* [The task]
Go through the data below and copy it exactly, skipping every picture.

* [Collected material]
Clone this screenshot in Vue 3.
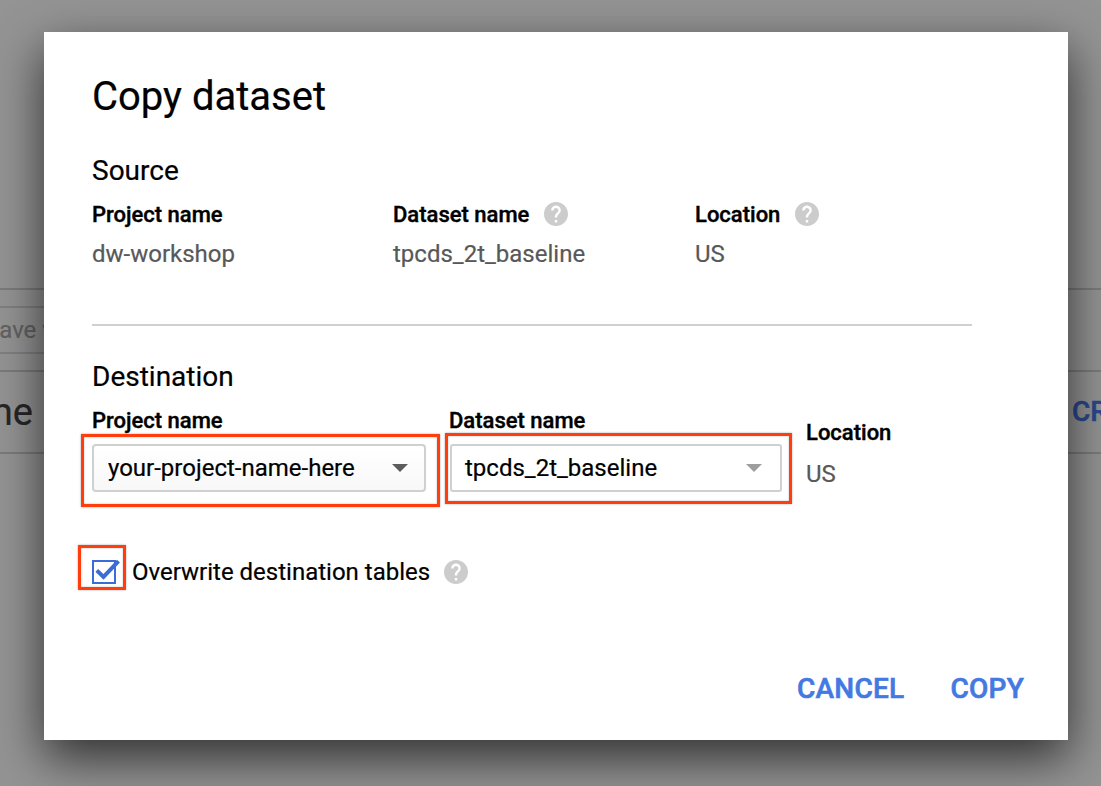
<script setup>
import { h } from 'vue'

const HelpIcon = () =>
  h('svg', { width: 24, height: 24, viewBox: '2 2 20 20', fill: '#ccc', style: 'display:block' }, [
    h('path', {
      d: 'M12 2C6.48 2 2 6.48 2 12s4.48 10 10 10 10-4.48 10-10S17.52 2 12 2zm1 17h-2v-2h2v2zm2.07-7.75l-.9.92C13.45 12.9 13 13.5 13 15h-2v-.5c0-1.1.45-2.1 1.17-2.83l1.24-1.26c.37-.36.59-.86.59-1.41 0-1.1-.9-2-2-2s-2 .9-2 2H8c0-2.21 1.79-4 4-4s4 1.79 4 4c0 .88-.36 1.68-.93 2.25z',
    }),
  ])

const source = [
  { label: 'Project name', value: 'dw-workshop', help: false },
  { label: 'Dataset name', value: 'tpcds_2t_baseline', help: true },
  { label: 'Location', value: 'US', help: true },
]
</script>

<template>
  <div class="page">
    <div class="backdrop">
      <div class="bar toolbar"><div class="save"><span>Save view</span></div></div>
      <div class="bar heading">
        <span class="name">Name</span>
        <span class="create">CREATE</span>
      </div>
    </div>

    <section class="dialog">
      <h1>Copy dataset</h1>

      <h2>Source</h2>
      <div class="source">
        <div v-for="f in source" :key="f.label">
          <div class="label"><span>{{ f.label }}</span><HelpIcon v-if="f.help" /></div>
          <div class="value">{{ f.value }}</div>
        </div>
      </div>

      <hr />

      <h2>Destination</h2>
      <div class="dest">
        <div class="field">
          <div class="label"><span>Project name</span></div>
          <div class="select shaded">
            <span>your-project-name-here</span>
            <i class="arrow"></i>
            <b class="mark mark-project"></b>
          </div>
        </div>
        <div class="field second">
          <div class="label"><span>Dataset name</span></div>
          <div class="select">
            <span>tpcds_2t_baseline</span>
            <i class="arrow light"></i>
            <b class="mark mark-dataset"></b>
          </div>
        </div>
        <div class="location">
          <div class="label"><span>Location</span></div>
          <div class="value">US</div>
        </div>
      </div>

      <div class="overwrite">
        <div class="checkbox">
          <svg width="30" height="26" viewBox="0 0 30 26" fill="none" stroke="#3b6bd6">
            <rect x="1" y="2" width="22" height="22" stroke-width="2" />
            <path d="M4.8 11.3L11.5 18L26.5 2.2" stroke-width="4" />
          </svg>
          <b class="mark mark-check"></b>
        </div>
        <span>Overwrite destination tables</span>
        <HelpIcon />
      </div>

      <div class="actions">
        <button>CANCEL</button>
        <button>COPY</button>
      </div>
    </section>
  </div>
</template>

<style>
body {
  margin: 0;
  overflow: hidden;
}
</style>

<style scoped>
.page {
  position: relative;
  box-sizing: border-box;
  width: 1101px;
  height: 786px;
  padding: 32px 33px 46px 44px;
  overflow: hidden;
  background: #949494;
  font-family: Roboto, "Liberation Sans", sans-serif;
  color: #000;
  -webkit-text-stroke: 0.2px;
}
.backdrop {
  position: absolute;
  inset: 288px 0 auto 0;
}
.bar {
  box-sizing: border-box;
  border-top: 2px solid #7b7b7b;
}
.toolbar {
  height: 82px;
  padding-top: 16px;
}
.save {
  box-sizing: border-box;
  width: 120px;
  height: 48px;
  border: 2px solid #808080;
  border-left: 0;
  font-size: 24px;
  line-height: 44px;
  color: #626262;
}
.save span {
  display: block;
  margin-left: -15px;
  white-space: nowrap;
}
.heading {
  display: flex;
  justify-content: space-between;
  height: 84px;
  border-bottom: 2px solid #7b7b7b;
  line-height: 80px;
}
.name {
  width: 33px;
  direction: rtl;
  font-size: 38px;
  color: #262626;
}
.create {
  width: 29px;
  font-size: 28px;
  font-weight: 500;
  color: #2b478c;
  -webkit-text-stroke: 0.5px;
}
.dialog {
  position: relative;
  box-sizing: border-box;
  width: 1024px;
  height: 708px;
  padding: 41px 44px 36px 48px;
  background: #fff;
  box-shadow: 0 18px 46px rgba(0, 0, 0, 0.68);
}
h1 {
  margin: 0 0 34px;
  font-size: 40px;
  font-weight: 400;
  line-height: 48px;
}
h2 {
  margin: 0 0 13px;
  font-size: 28px;
  font-weight: 400;
  line-height: 32px;
}
.source {
  display: grid;
  grid-template-columns: 301px 302px auto;
}
.label {
  display: flex;
  align-items: center;
  gap: 14.4px;
  height: 28px;
  font-size: 22px;
  font-weight: 500;
  line-height: 28px;
  -webkit-text-stroke: 0.4px;
}
.label span {
  padding-top: 2px;
}
.value {
  margin-top: 12px;
  font-size: 24px;
  line-height: 28px;
  color: #585858;
}
hr {
  width: 880px;
  height: 2px;
  margin: 56px 0 35px;
  border: 0;
  background: #d0d0d0;
}
.dest {
  display: flex;
  gap: 24px;
  height: 86px;
}
.field {
  width: 334px;
}
.second {
  width: 332px;
}
.second .label {
  margin-left: -1px;
}
.select {
  position: relative;
  display: flex;
  align-items: center;
  justify-content: space-between;
  box-sizing: border-box;
  height: 48px;
  margin-top: 10px;
  padding: 0 16px 0 14px;
  border: 2px solid #d0d0d0;
  border-radius: 3px;
  font-size: 24px;
  line-height: 44px;
}
.second .select {
  padding-left: 13px;
}
.shaded {
  border-radius: 4px;
  background: linear-gradient(#fff, #f8f8f8);
}
.arrow {
  border: 8px solid transparent;
  border-top-color: #5c5c5c;
  border-bottom: 0;
}
.light {
  margin-right: 2px;
  border-top-color: #9e9e9e;
}
.location {
  padding-top: 12px;
}
.location .value {
  margin-top: 14px;
}
.mark {
  position: absolute;
  box-sizing: border-box;
  border: 3px solid #ff3d0d;
  box-shadow: 0 0 2px rgba(0, 0, 0, 0.35), inset 0 0 2px rgba(0, 0, 0, 0.3);
}
.mark-project {
  left: -13px;
  top: -12px;
  width: 359px;
  height: 73px;
}
.mark-dataset {
  left: -7px;
  top: -13px;
  width: 347px;
  height: 71px;
}
.overwrite {
  display: flex;
  align-items: center;
  height: 28px;
  margin-top: 66px;
  font-size: 24px;
}
.overwrite span {
  width: 312px;
}
.checkbox {
  position: relative;
  top: 1px;
  width: 40px;
  height: 28px;
}
.mark-check {
  left: -14px;
  top: -14px;
  width: 48px;
  height: 45px;
}
.actions {
  display: flex;
  justify-content: flex-end;
  gap: 46px;
  margin-top: 87px;
}
button {
  padding: 0;
  border: 0;
  background: none;
  font: 500 28px/32px Roboto, "Liberation Sans", sans-serif;
  letter-spacing: 0.25px;
  color: #4479e2;
  -webkit-text-stroke: 0.6px;
}
</style>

* [Response to this exercise]
Clone this screenshot in Vue 3.
<script setup>
import { h } from 'vue'

const HelpIcon = () =>
  h('svg', { width: 24, height: 24, viewBox: '2 2 20 20', fill: '#ccc', style: 'display:block' }, [
    h('path', {
      d: 'M12 2C6.48 2 2 6.48 2 12s4.48 10 10 10 10-4.48 10-10S17.52 2 12 2zm1 17h-2v-2h2v2zm2.07-7.75l-.9.92C13.45 12.9 13 13.5 13 15h-2v-.5c0-1.1.45-2.1 1.17-2.83l1.24-1.26c.37-.36.59-.86.59-1.41 0-1.1-.9-2-2-2s-2 .9-2 2H8c0-2.21 1.79-4 4-4s4 1.79 4 4c0 .88-.36 1.68-.93 2.25z',
    }),
  ])

const source = [
  { label: 'Project name', value: 'dw-workshop', help: false },
  { label: 'Dataset name', value: 'tpcds_2t_baseline', help: true },
  { label: 'Location', value: 'US', help: true },
]
</script>

<template>
  <div class="page">
    <div class="backdrop">
      <div class="bar toolbar"><div class="save"><span>Save view</span></div></div>
      <div class="bar heading">
        <span class="name">Name</span>
        <span class="create">CREATE</span>
      </div>
    </div>

    <section class="dialog">
      <h1>Copy dataset</h1>

      <h2>Source</h2>
      <div class="source">
        <div v-for="f in source" :key="f.label">
          <div class="label"><span>{{ f.label }}</span><HelpIcon v-if="f.help" /></div>
          <div class="value">{{ f.value }}</div>
        </div>
      </div>

      <hr />

      <h2>Destination</h2>
      <div class="dest">
        <div class="field">
          <div class="label"><span>Project name</span></div>
          <div class="select shaded">
            <span>your-project-name-here</span>
            <i class="arrow"></i>
            <b class="mark mark-project"></b>
          </div>
        </div>
        <div class="field second">
          <div class="label"><span>Dataset name</span></div>
          <div class="select">
            <span>tpcds_2t_baseline</span>
            <i class="arrow light"></i>
            <b class="mark mark-dataset"></b>
          </div>
        </div>
        <div class="location">
          <div class="label"><span>Location</span></div>
          <div class="value">US</div>
        </div>
      </div>

      <div class="overwrite">
        <div class="checkbox">
          <svg width="30" height="26" viewBox="0 0 30 26" fill="none" stroke="#3b6bd6">
            <rect x="1" y="2" width="22" height="22" stroke-width="2" />
            <path d="M4.8 11.3L11.5 18L26.5 2.2" stroke-width="4" />
          </svg>
          <b class="mark mark-check"></b>
        </div>
        <span>Overwrite destination tables</span>
        <HelpIcon />
      </div>

      <div class="actions">
        <button>CANCEL</button>
        <button>COPY</button>
      </div>
    </section>
  </div>
</template>

<style>
body {
  margin: 0;
  overflow: hidden;
}
</style>

<style scoped>
.page {
  position: relative;
  box-sizing: border-box;
  width: 1101px;
  height: 786px;
  padding: 32px 33px 46px 44px;
  overflow: hidden;
  background: #949494;
  font-family: Roboto, "Liberation Sans", sans-serif;
  color: #000;
  -webkit-text-stroke: 0.2px;
}
.backdrop {
  position: absolute;
  inset: 288px 0 auto 0;
}
.bar {
  box-sizing: border-box;
  border-top: 2px solid #7b7b7b;
}
.toolbar {
  height: 82px;
  padding-top: 16px;
}
.save {
  box-sizing: border-box;
  width: 120px;
  height: 48px;
  border: 2px solid #808080;
  border-left: 0;
  font-size: 24px;
  line-height: 44px;
  color: #626262;
}
.save span {
  display: block;
  margin-left: -15px;
  white-space: nowrap;
}
.heading {
  display: flex;
  justify-content: space-between;
  height: 84px;
  border-bottom: 2px solid #7b7b7b;
  line-height: 80px;
}
.name {
  width: 33px;
  direction: rtl;
  font-size: 38px;
  color: #262626;
}
.create {
  width: 29px;
  font-size: 28px;
  font-weight: 500;
  color: #2b478c;
  -webkit-text-stroke: 0.5px;
}
.dialog {
  position: relative;
  box-sizing: border-box;
  width: 1024px;
  height: 708px;
  padding: 41px 44px 36px 48px;
  background: #fff;
  box-shadow: 0 18px 46px rgba(0, 0, 0, 0.68);
}
h1 {
  margin: 0 0 34px;
  font-size: 40px;
  font-weight: 400;
  line-height: 48px;
}
h2 {
  margin: 0 0 13px;
  font-size: 28px;
  font-weight: 400;
  line-height: 32px;
}
.source {
  display: grid;
  grid-template-columns: 301px 302px auto;
}
.label {
  display: flex;
  align-items: center;
  gap: 14.4px;
  height: 28px;
  font-size: 22px;
  font-weight: 500;
  line-height: 28px;
  -webkit-text-stroke: 0.4px;
}
.label span {
  padding-top: 2px;
}
.value {
  margin-top: 12px;
  font-size: 24px;
  line-height: 28px;
  color: #585858;
}
hr {
  width: 880px;
  height: 2px;
  margin: 56px 0 35px;
  border: 0;
  background: #d0d0d0;
}
.dest {
  display: flex;
  gap: 24px;
  height: 86px;
}
.field {
  width: 334px;
}
.second {
  width: 332px;
}
.second .label {
  margin-left: -1px;
}
.select {
  position: relative;
  display: flex;
  align-items: center;
  justify-content: space-between;
  box-sizing: border-box;
  height: 48px;
  margin-top: 10px;
  padding: 0 16px 0 14px;
  border: 2px solid #d0d0d0;
  border-radius: 3px;
  font-size: 24px;
  line-height: 44px;
}
.second .select {
  padding-left: 13px;
}
.shaded {
  border-radius: 4px;
  background: linear-gradient(#fff, #f8f8f8);
}
.arrow {
  border: 8px solid transparent;
  border-top-color: #5c5c5c;
  border-bottom: 0;
}
.light {
  margin-right: 2px;
  border-top-color: #9e9e9e;
}
.location {
  padding-top: 12px;
}
.location .value {
  margin-top: 14px;
}
.mark {
  position: absolute;
  box-sizing: border-box;
  border: 3px solid #ff3d0d;
  box-shadow: 0 0 2px rgba(0, 0, 0, 0.35), inset 0 0 2px rgba(0, 0, 0, 0.3);
}
.mark-project {
  left: -13px;
  top: -12px;
  width: 359px;
  height: 73px;
}
.mark-dataset {
  left: -7px;
  top: -13px;
  width: 347px;
  height: 71px;
}
.overwrite {
  display: flex;
  align-items: center;
  height: 28px;
  margin-top: 66px;
  font-size: 24px;
}
.overwrite span {
  width: 312px;
}
.checkbox {
  position: relative;
  top: 1px;
  width: 40px;
  height: 28px;
}
.mark-check {
  left: -14px;
  top: -14px;
  width: 48px;
  height: 45px;
}
.actions {
  display: flex;
  justify-content: flex-end;
  gap: 46px;
  margin-top: 87px;
}
button {
  padding: 0;
  border: 0;
  background: none;
  font: 500 28px/32px Roboto, "Liberation Sans", sans-serif;
  letter-spacing: 0.25px;
  color: #4479e2;
  -webkit-text-stroke: 0.6px;
}
</style>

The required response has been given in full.